Herbie eventually runs afoul of the cruise ship’s captain (Korman, in usual crazy mode) and is buried at sea. Seriously, Herbie is forced to walk the plank. Luckily, as was established in Herbie Rides Again, Beetles can not only float, but swim for great distances. Meanwhile, our gringo heroes find financial backing in the form of a nutty and fun lady named Louise (Leachman). Also Pete, our handsome leader, romances Louise’s young niece Melissa, a fetish nerd played by Elyssa Davalos. Yes, there will be a scene wherein Melissa is stripped of her glasses and hair ties to prove how pretty she is. These days, I think glasses have lost their stigma, and are considered sexual objects again. Guys now always make passes at girls who wear glasses. There is a lot of dramatic heat generated from the fact that these two are being dishonest in charming this older lady for financial backing, and charming her young niece concurrently, but I can’t see what these guys are doing wrong. They seek a backer and find one. There is a romance. Easy peasy, right? No. Evidently, there will have to be a misunderstanding around this.

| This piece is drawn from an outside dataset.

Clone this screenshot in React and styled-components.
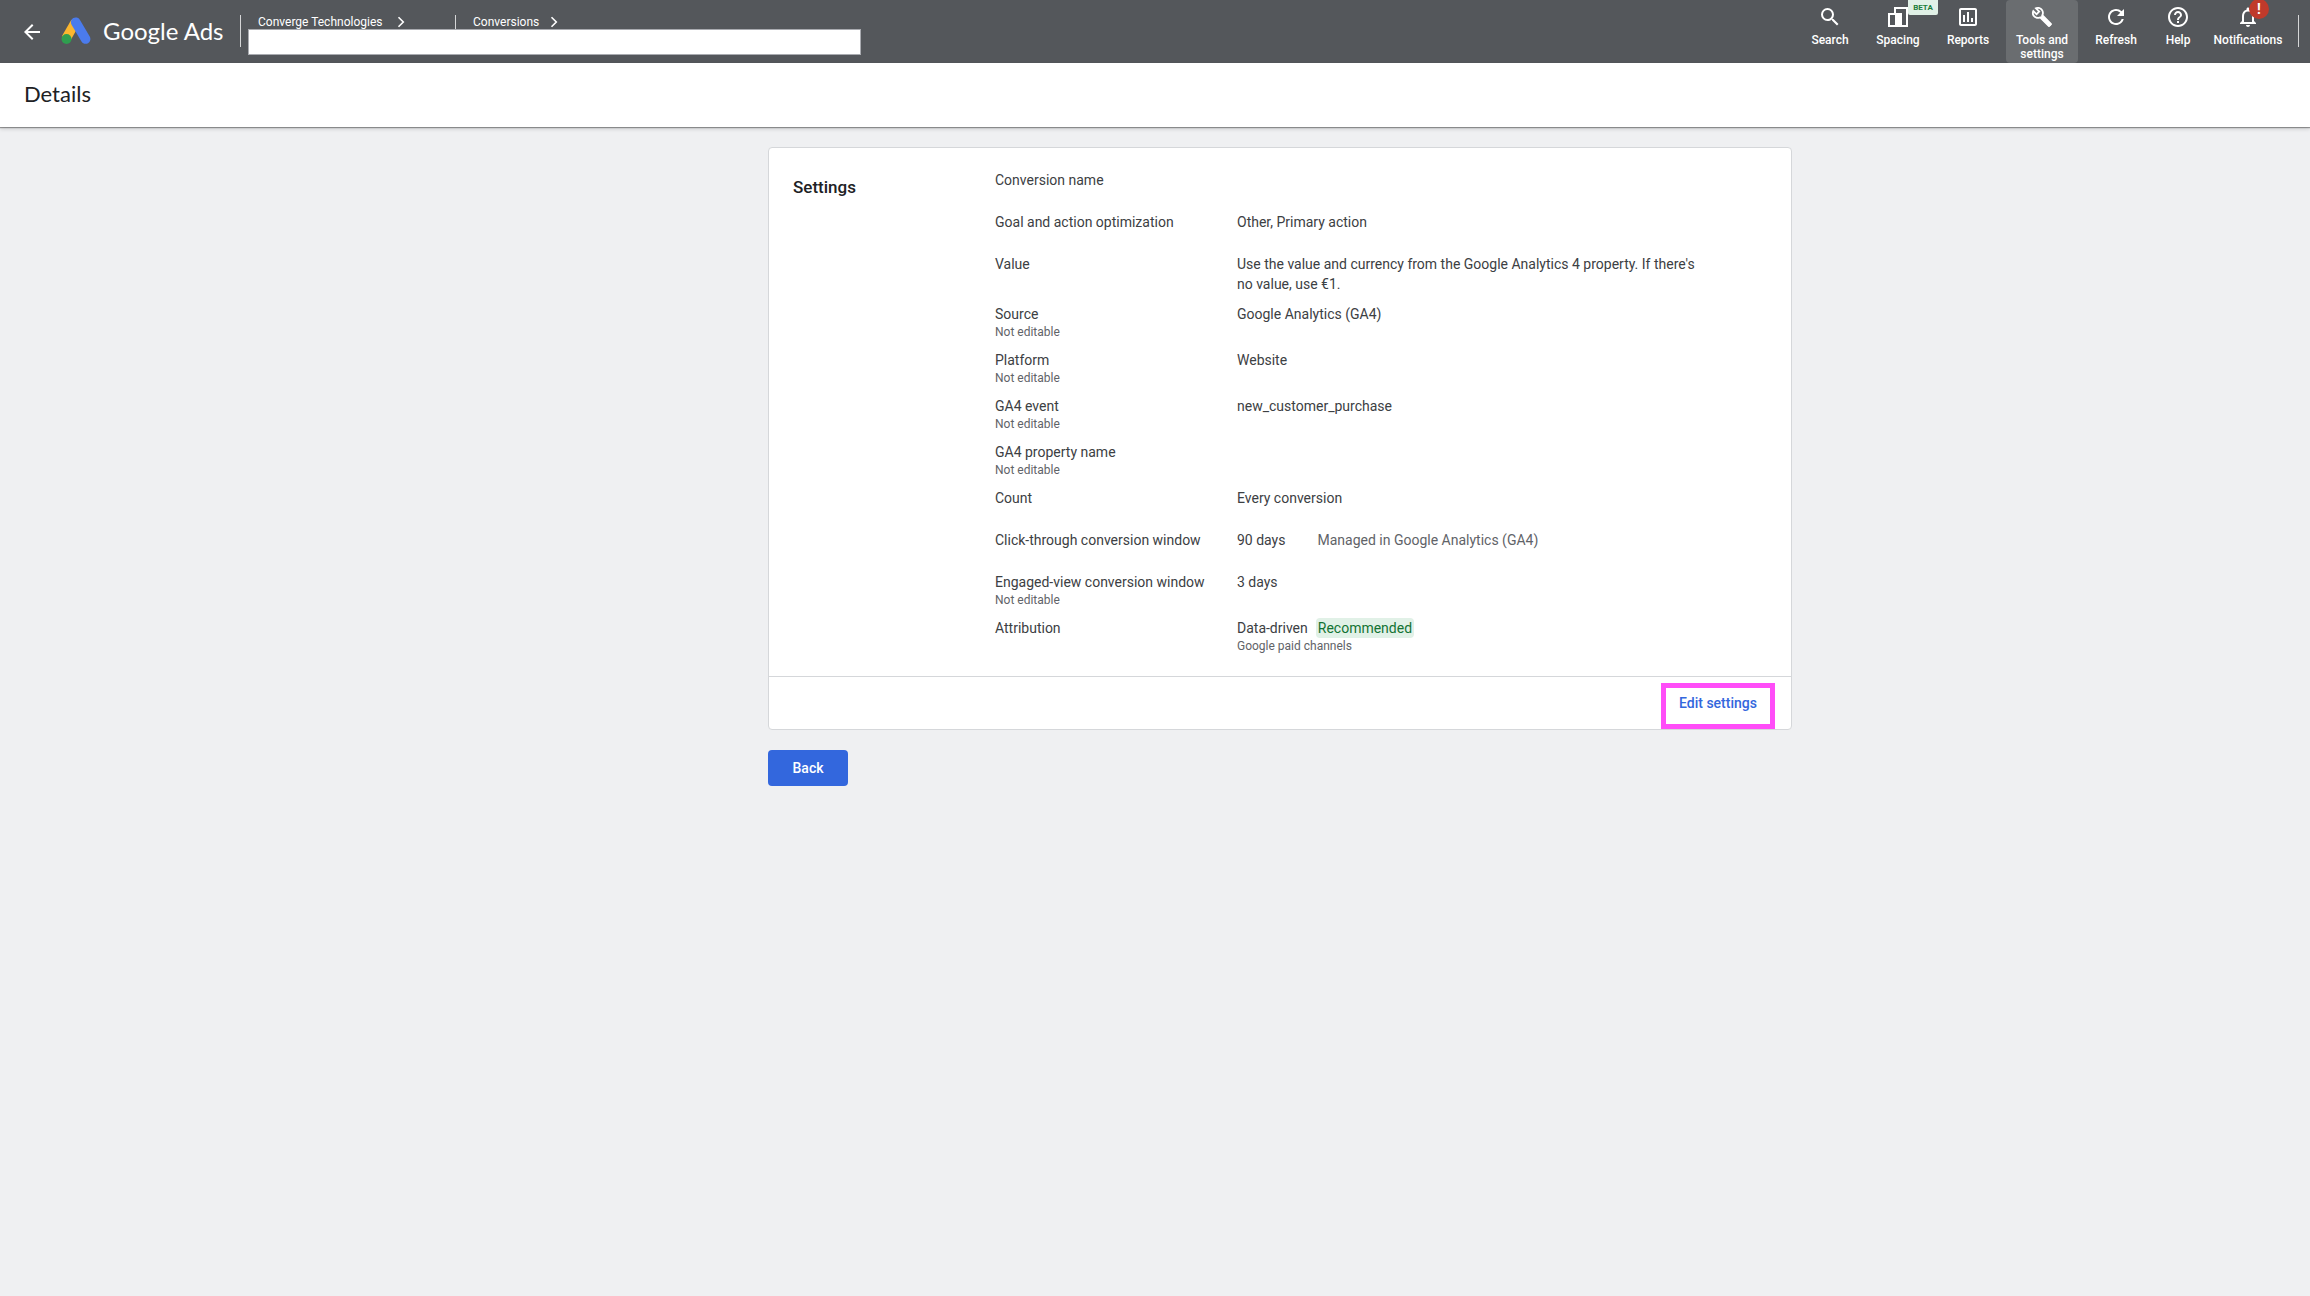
import React from "react";
import styled, { createGlobalStyle, css } from "styled-components";
import {
  MdSearch,
  MdOutlineInsertChartOutlined,
  MdOutlineBuild,
  MdRefresh,
  MdHelpOutline,
  MdNotificationsNone,
  MdArrowBack,
} from "react-icons/md";

const sans = `Roboto, "Liberation Sans", sans-serif`;
const display = `Lato, Roboto, sans-serif`;

const Global = createGlobalStyle`
  * { box-sizing: border-box; }
  body { margin: 0; background: #eff0f2; font-family: ${sans}; font-size: 14px; line-height: 20px; color: #3c4043; }
  button, input { font: inherit; border: 0; padding: 0; background: none; }
  h1, h2, dl, dt, dd { margin: 0; font-weight: 400; }
`;

const TopBar = styled.header`
  display: flex;
  height: 63px;
  background: #54575b;
  color: #fff;
`;
const BackArrow = styled.button`
  display: flex;
  align-items: center;
  padding: 0 16px 0 20px;
  color: #fff;
  cursor: pointer;
`;
const Brand = styled.a`
  display: flex;
  align-items: center;
  gap: 12px;
  width: 180px;
  padding-bottom: 2px;
  color: #fff;
  text-decoration: none;
  font: 24px/32px ${display};
  white-space: nowrap;
`;
const Rule = styled.span`
  width: 1px;
  height: ${(p) => p.$height}px;
  background: #d5d6d7;
`;
const TopRule = styled(Rule)`
  margin-top: 15px;
`;
const Trail = styled.nav`
  display: flex;
  flex-direction: column;
  flex: 0 1 613px;
  margin: 15px 0 0 7px;
`;
const Crumbs = styled.div`
  display: flex;
  height: 14px;
  padding-left: 10px;
`;
const Crumb = styled.a`
  display: flex;
  align-items: center;
  justify-content: space-between;
  width: ${(p) => p.$width}px;
  font-size: 12px;
  line-height: 14px;
  color: #fff;
  text-decoration: none;
`;
const CrumbRule = styled(Rule)`
  margin: 0 17px 0 50px;
`;
const TrailInput = styled.input`
  width: 100%;
  height: 26px;
  padding: 0 8px;
  background: #fff;
  border: 1px solid #a9abb0;
  outline: none;
`;
const Tools = styled.div`
  display: flex;
  gap: 4px;
  margin-left: auto;
`;
const Tool = styled.button`
  position: relative;
  display: flex;
  flex-direction: column;
  align-items: center;
  gap: 4px;
  width: ${(p) => p.$width}px;
  padding-top: 5px;
  color: #fff;
  font-size: 12px;
  font-weight: 500;
  line-height: 14px;
  border-radius: 4px;
  cursor: pointer;
  ${(p) => p.$active && css`background: #6a6d70;`}
`;
const ToolIcon = styled.span`
  display: grid;
  place-items: center;
  width: 24px;
  height: 24px;
`;
const Beta = styled.span`
  position: absolute;
  top: 0;
  left: 42px;
  width: 30px;
  border-radius: 0 0 2px 2px;
  background: #e1f1e7;
  color: #1e7e3c;
  font-size: 8px;
  font-weight: 700;
  line-height: 15px;
`;
const Alert = styled.span`
  position: absolute;
  top: -1px;
  left: 43px;
  width: 20px;
  height: 20px;
  border-radius: 50%;
  background: #c03a2b;
  font-size: 14px;
  font-weight: 700;
  line-height: 20px;
`;
const ToolsEnd = styled(TopRule)`
  margin-left: 4px;
  margin-right: 11px;
`;

const TitleBar = styled.div`
  position: relative;
  padding: 15px 24px 17px;
  background: #fff;
  box-shadow: 0 1px 1px rgba(0, 0, 0, 0.35), 0 2px 4px rgba(0, 0, 0, 0.15);
`;
const Title = styled.h1`
  font: 22px/32px ${display};
  color: #202124;
`;

const Main = styled.main`
  padding: 20px 0 20px 250px;
`;
const Content = styled.div`
  max-width: 1024px;
  margin: 0 auto;
`;
const Card = styled.section`
  background: #fff;
  border: 1px solid #d5d7da;
  border-radius: 4px;
`;
const CardBody = styled.div`
  display: grid;
  grid-template-columns: 202px 1fr;
  padding: 22px 24px;
`;
const CardTitle = styled.h2`
  padding-top: 5px;
  font: 500 17px/24px ${sans};
  color: #202124;
`;
const Rows = styled.dl`
  display: flex;
  flex-direction: column;
  gap: 10px;
`;
const Row = styled.div`
  display: grid;
  grid-template-columns: 242px minmax(0, 472px);
  min-height: ${(p) => (p.$tight ? 36 : 32)}px;
`;
const Note = styled.div`
  font-size: 12px;
  line-height: 16px;
  color: #5f6368;
`;
const Aside = styled.span`
  margin-left: 32px;
  color: #5f6368;
`;
const Chip = styled.span`
  display: inline-block;
  margin-left: 8px;
  padding: 0 2px;
  border-radius: 4px;
  background: #e1f1e7;
  color: #137333;
`;
const CardFooter = styled.div`
  display: flex;
  justify-content: flex-end;
  padding: 6px 16px 0;
  border-top: 1px solid #d5d7da;
`;
const EditButton = styled.button`
  width: 114px;
  height: 46px;
  padding-bottom: 6px;
  border: 5px solid #ff4df8;
  color: #3367dd;
  font-weight: 500;
  line-height: 20px;
  white-space: nowrap;
  cursor: pointer;
`;
const BackButton = styled.button`
  margin-top: 20px;
  height: 36px;
  width: 80px;
  border-radius: 4px;
  background: #3367dd;
  color: #fff;
  font-weight: 500;
  cursor: pointer;
`;

const Chevron = () => (
  <svg width="8" height="12" viewBox="0 0 8 12" fill="none" stroke="#fff" strokeWidth="1.6" aria-hidden="true">
    <path d="M1.5 1.2 6.3 6 1.5 10.8" />
  </svg>
);
const AdsLogo = () => (
  <svg width="31" height="28" viewBox="0 0 31 28" aria-hidden="true">
    <path d="M15.500 5 6 21.700" stroke="#fbb62f" strokeWidth="9.600" />
    <path d="M15.700 5.200 25.600 22" stroke="#4b7bec" strokeWidth="9.600" strokeLinecap="round" />
    <circle cx="6.500" cy="22" r="5" fill="#2f9e4f" />
  </svg>
);
const SpacingIcon = () => (
  <svg width="24" height="24" viewBox="0 0 24 24" fill="none" stroke="#fff" strokeWidth="2" aria-hidden="true">
    <path d="M9 9V3h12v18H3V9h6" />
    <path d="M9 8h7v13H9z" fill="#fff" stroke="none" />
  </svg>
);
const WrenchIcon = () => (
  <svg width="22" height="22" viewBox="0 0 24 24" aria-hidden="true">
    <MdOutlineBuild size={24} />
    <path d="M12.500 12.500 20 20" stroke="#fff" strokeWidth="4" strokeLinecap="round" />
  </svg>
);

const tools = [
  { label: "Search", width: 64, icon: <MdSearch size={24} /> },
  { label: "Spacing", width: 64, icon: <SpacingIcon />, extra: <Beta>BETA</Beta> },
  { label: "Reports", width: 68, icon: <MdOutlineInsertChartOutlined size={24} /> },
  { label: "Tools and settings", width: 72, icon: <WrenchIcon />, active: true },
  { label: "Refresh", width: 68, icon: <MdRefresh size={24} /> },
  { label: "Help", width: 48, icon: <MdHelpOutline size={24} /> },
  { label: "Notifications", width: 84, icon: <MdNotificationsNone size={24} />, extra: <Alert>!</Alert> },
];

const rows = [
  { label: "Conversion name" },
  { label: "Goal and action optimization", value: "Other, Primary action" },
  {
    label: "Value",
    value: "Use the value and currency from the Google Analytics 4 property. If there's no value, use €1.",
  },
  { label: "Source", locked: true, value: "Google Analytics (GA4)" },
  { label: "Platform", locked: true, value: "Website" },
  { label: "GA4 event", locked: true, value: "new_customer_purchase" },
  { label: "GA4 property name", locked: true },
  { label: "Count", value: "Every conversion" },
  {
    label: "Click-through conversion window",
    value: (
      <>
        90 days<Aside>Managed in Google Analytics (GA4)</Aside>
      </>
    ),
  },
  { label: "Engaged-view conversion window", locked: true, value: "3 days" },
  {
    label: "Attribution",
    value: (
      <>
        Data-driven<Chip>Recommended</Chip>
        <Note>Google paid channels</Note>
      </>
    ),
  },
];

export default function App() {
  return (
    <>
      <Global />
      <TopBar>
        <BackArrow aria-label="Go back">
          <MdArrowBack size={24} />
        </BackArrow>
        <Brand href="#">
          <AdsLogo />
          <span>Google Ads</span>
        </Brand>
        <TopRule $height={32} />
        <Trail aria-label="Breadcrumb">
          <Crumbs>
            <Crumb href="#" $width={147}>
              Converge Technologies <Chevron />
            </Crumb>
            <CrumbRule $height={14} />
            <Crumb href="#" $width={85}>
              Conversions <Chevron />
            </Crumb>
          </Crumbs>
          <TrailInput aria-label="Conversion" />
        </Trail>
        <Tools>
          {tools.map((t) => (
            <Tool key={t.label} $width={t.width} $active={t.active}>
              <ToolIcon>{t.icon}</ToolIcon>
              <span>{t.label}</span>
              {t.extra}
            </Tool>
          ))}
          <ToolsEnd $height={32} />
        </Tools>
      </TopBar>
      <TitleBar>
        <Title>Details</Title>
      </TitleBar>
      <Main>
        <Content>
          <Card>
            <CardBody>
              <CardTitle>Settings</CardTitle>
              <Rows>
                {rows.map((r) => (
                  <Row key={r.label} $tight={r.locked}>
                    <dt>
                      {r.label}
                      {r.locked && <Note>Not editable</Note>}
                    </dt>
                    <dd>{r.value}</dd>
                  </Row>
                ))}
              </Rows>
            </CardBody>
            <CardFooter>
              <EditButton>Edit settings</EditButton>
            </CardFooter>
          </Card>
          <BackButton>Back</BackButton>
        </Content>
      </Main>
    </>
  );
}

Paco and Herbie are reunited on the shore (Herbie swam back), although Herbie is now covered with rust. Paco paints him up like a taxi, intending to use him as such. Herbie is now a lot less like a beloved dog, and more like the mule from Robert Bresson’s Au Hazard Balthazar; willing to withstand and absorb human abuse as a silent martyr. There is then a song about friendship on the soundtrack, and it actually features the line “And I’ll bet you a banana that mañana, you’ll have a new friend! F-R-E-N-D! Friend!” My gorge rises at it.
What else? Aside from the uncomfortable Latin stereotypes, there’s too much, so I’ll skip to the end. Herbie is eventually back in the hands of all our good guys, and they confront the bad guys who are attempting to steal some unclaimed Mayan gold. Herbie is coated with bananas as a disguise (!), and flings bananas at the bad guys to stop them. This brief and goofy climax was evidently enough to name the film after.
All the Herbie movies are rated G, but this one seems to skew even younger than the others, opting for obnoxious little kids and banana peel humor rather than anything that has to do with cars. The film was not a hit, and signaled the end of the Disney live-action studio films, which had stayed open for the benefit of Herbie movies exclusively. Herbie Goes Bananas is the low point of the series which can only be said to benefit from the underutilized cast, and a few notable practical stunts.